Ulrich Binnebößel vom Handelsverband Deutschland warnt: »Die bisher skizzierten Anforderungen für die Bezahlkarte« können womöglich nur »die beiden großen US-amerikanischen Unternehmen Visa und Mastercard« erfüllen. »Die Debitkarten der amerikanischen Marken zeichnen sich durch hohe Akzeptanzkosten aus, die im Vergleich zur deutschen Girocard bis zu viermal höher sind«, so Binnebößel weiter. (…)

Australien ging schon vor Jahren so weit, Sozialhilfeempfänger ans »digitale Gängelband« zu legen: Das Geld kommt auf eine spezielle Karte. Bestimmte Dinge können nicht mehr bezahlt werden: Alkohol, Drogen, Glücksspiel. Auch das brachte keinen Nutzen. (…)

Was Flüchtlingen in Deutschland droht, kommt auch auf einheimische Arbeitslose zu. In der Schweiz soll schon vor Jahren eine Bezahlkarte daran gescheitert sein, dass sie für Schweizer Sozialhilfebezieher genauso hätte eingeführt werden müssen. Das sind grundrechtliche Überlegungen zur Gleichbehandlung von Menschen. Und die dürften in Deutschland genauso eine Rolle spielen.

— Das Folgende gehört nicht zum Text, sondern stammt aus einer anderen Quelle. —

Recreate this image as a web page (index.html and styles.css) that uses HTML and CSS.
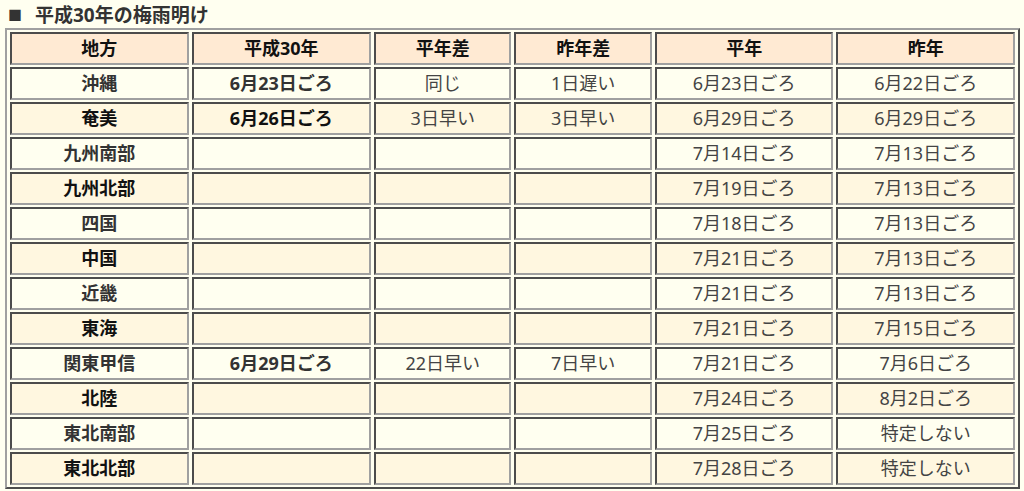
FILE: index.html
```html
<!DOCTYPE html>
<html lang="ja">
<head>
<meta charset="utf-8">
<title>平成30年の梅雨明け</title>
<link rel="stylesheet" href="styles.css">
</head>
<body>
<h2 class="title"><span class="mark">■</span>平成30年の梅雨明け</h2>
<table class="tsuyu">
<thead>
<tr><th class="c1">地方</th><th class="c2">平成30年</th><th class="c3">平年差</th><th class="c4">昨年差</th><th class="c5">平年</th><th class="c6">昨年</th></tr>
</thead>
<tbody>
<tr class="odd"><td class="b">沖縄</td><td class="b">6月23日ごろ</td><td>同じ</td><td>1日遅い</td><td>6月23日ごろ</td><td>6月22日ごろ</td></tr>
<tr class="even"><td class="b">奄美</td><td class="b">6月26日ごろ</td><td>3日早い</td><td>3日早い</td><td>6月29日ごろ</td><td>6月29日ごろ</td></tr>
<tr class="odd"><td class="b">九州南部</td><td></td><td></td><td></td><td>7月14日ごろ</td><td>7月13日ごろ</td></tr>
<tr class="even"><td class="b">九州北部</td><td></td><td></td><td></td><td>7月19日ごろ</td><td>7月13日ごろ</td></tr>
<tr class="odd"><td class="b">四国</td><td></td><td></td><td></td><td>7月18日ごろ</td><td>7月13日ごろ</td></tr>
<tr class="even"><td class="b">中国</td><td></td><td></td><td></td><td>7月21日ごろ</td><td>7月13日ごろ</td></tr>
<tr class="odd"><td class="b">近畿</td><td></td><td></td><td></td><td>7月21日ごろ</td><td>7月13日ごろ</td></tr>
<tr class="even"><td class="b">東海</td><td></td><td></td><td></td><td>7月21日ごろ</td><td>7月15日ごろ</td></tr>
<tr class="odd"><td class="b">関東甲信</td><td class="b">6月29日ごろ</td><td>22日早い</td><td>7日早い</td><td>7月21日ごろ</td><td>7月6日ごろ</td></tr>
<tr class="even"><td class="b">北陸</td><td></td><td></td><td></td><td>7月24日ごろ</td><td>8月2日ごろ</td></tr>
<tr class="odd"><td class="b">東北南部</td><td></td><td></td><td></td><td>7月25日ごろ</td><td>特定しない</td></tr>
<tr class="even"><td class="b">東北北部</td><td></td><td></td><td></td><td>7月28日ごろ</td><td>特定しない</td></tr>
</tbody>
</table>
</body>
</html>
```

FILE: styles.css
```css
html, body {
  margin: 0;
  padding: 0;
  background: #fffff0;
}
body {
  padding: 1px 5px 0 5px;
  font-family: "Noto Sans", "Noto Sans CJK JP", sans-serif;
  color: #444;
}
.title {
  display: flex;
  align-items: center;
  height: 26px;
  margin: 0 0 1px 3px;
  font-size: 19px;
  font-weight: bold;
  color: #333;
}
.mark {
  width: 27px;
  font-size: 14px;
}
.tsuyu {
  width: 1015px;
  border-collapse: separate;
  border-spacing: 3px 2px;
  border: 2px outset #a0a0a0;
  font-size: 18px;
  table-layout: fixed;
}
.tsuyu th, .tsuyu td {
  border: 2px inset #a0a0a0;
  height: 29px;
  padding: 0;
  text-align: center;
  line-height: 29px;
  font-weight: normal;
}
.tsuyu th {
  background: #ffead3;
  font-weight: bold;
  color: #111;
}
.c1, .c5, .c6 { width: 174px; }
.c2 { width: 175px; }
.c3, .c4 { width: 133px; }
.tsuyu tr.odd td { background: #fffff0; }
.tsuyu tr.even td { background: #fff7e0; }
.tsuyu td.b { font-weight: bold; color: #333; }
.tsuyu tr.even td.b { color: #111; }
```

Lange bevor Fingerabdrücke im Personalausweis verpflichtend wurden, mussten sich Flüchtlinge schon erkennungsdienstlich behandeln lassen. In den 2000ern wurden Kontodaten von deutschen Behörden nur einige Tausend Mal im Jahr abgefragt – inzwischen überschreitet die Neugier die Millionenmarke. Seit 2009 müssen Pferde und Esel gechippt werden. Inzwischen kann man mit NFC-Chip-Implantat Bahn fahren. (…)“

Die Beispiele dafür, wie neue Überwachungsmöglichkeiten an Gruppen ausprobiert werden, die sich nicht wehren können und keine Lobby haben, oder für harmlos erscheinende, begrenzte Funktionen eingeführt werden, lassen sich fast beliebig erweitern. Nicht nur digitale Bezahlkarten wurden in größerem Maßstab zuerst in Flüchtlingslagern erprobt, sondern auch die Identifikation per Iris-Scan, die heute Normalbürger in weiten Teilen der Welt für viele Anwendungen regelmäßig über sich ergehen lassen.

Deshalb gilt: Wehret den Anfängen! Überwachungs- und Kontrollmöglichkeiten werden nach aller Erfahrung, unter Nutzung des Gewöhnungseffekts, fast immer nach und nach auf weitere Anwendungen und Personenkreise ausgeweitet, wenn sie einmal eingeführt sind.